Sun Jan 22, 11:12:00 AM PST  
Blogger Enemy of the Republic said...

I went to level 7. I'am a bad girl.

Mon Jan 23, 04:06:00 AM PST  
Blogger ~River~ said...

Cheers, enemy!
I always knew we were sisters!

Fun conceit there, d.i.

Tue Jan 24, 04:44:00 AM PST  
Blogger r r said...

oh ! reading about dante was beautiful ! i absolutely love him! his idea of 'facing and overcoming fears' has long haunted me. I am eventually starting to come in terms with it ... fortunately. amazing read! :)

Fri Jan 27, 10:59:00 AM PST  
Blogger david raphael israel said...

r r,
thanks for the blogo-visit. Was this reading about Dante via links to my item? Else, I'm afraid I paid the good poet short shrift [other than some nice paintings] in my somewhat trivial (for-fun) blog item there. I besides the Divine Comedy trilogy (which really I've only read snippets of now & then over the years), I've also liked Dante's earlier, shorter book (a mix of poems and prose) called La Vita Nuova (The New Life); -- it's a poem-sequence with the poet's own commentary, a series of sonnets that arose from his idealized love for the woman Beatrice.

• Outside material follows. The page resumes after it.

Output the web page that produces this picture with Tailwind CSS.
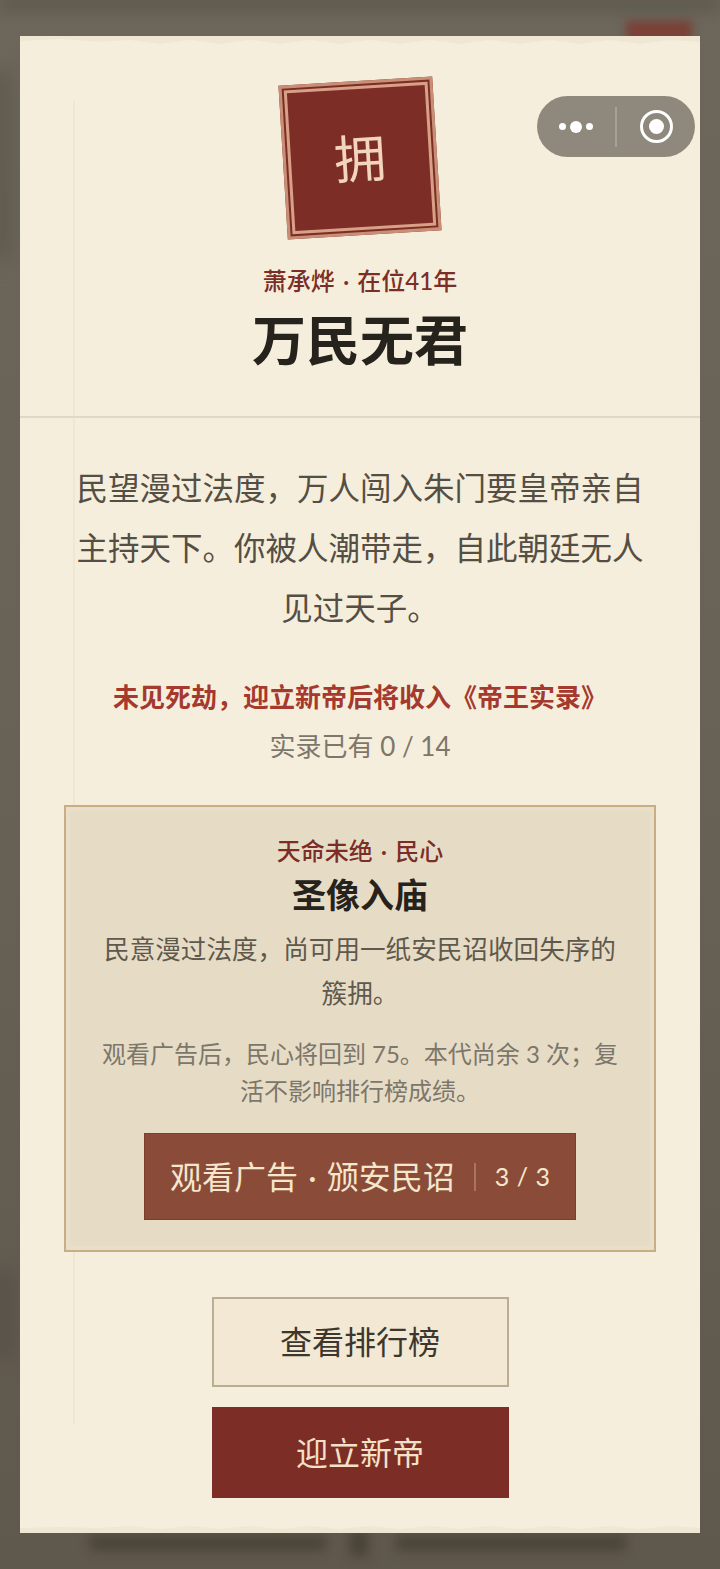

I've much enjoyed spending a bit of time in Firenze -- the city where Dante lived during a portion of his life. Merwin tells an amazing tale (maybe somewhere in his itroduction to this translation) about the recovery of a portion of the Purgatorio text, which had been hidden away in the wall of his house in Firenze (Dante having meanwhile been exiled from the city). In a dream, it was shown to him where he had put the pages of the manuscript (he'd apparently forgotten where he'd put that part of the book!) -- he told someone in his family, who looked and presto! there they were.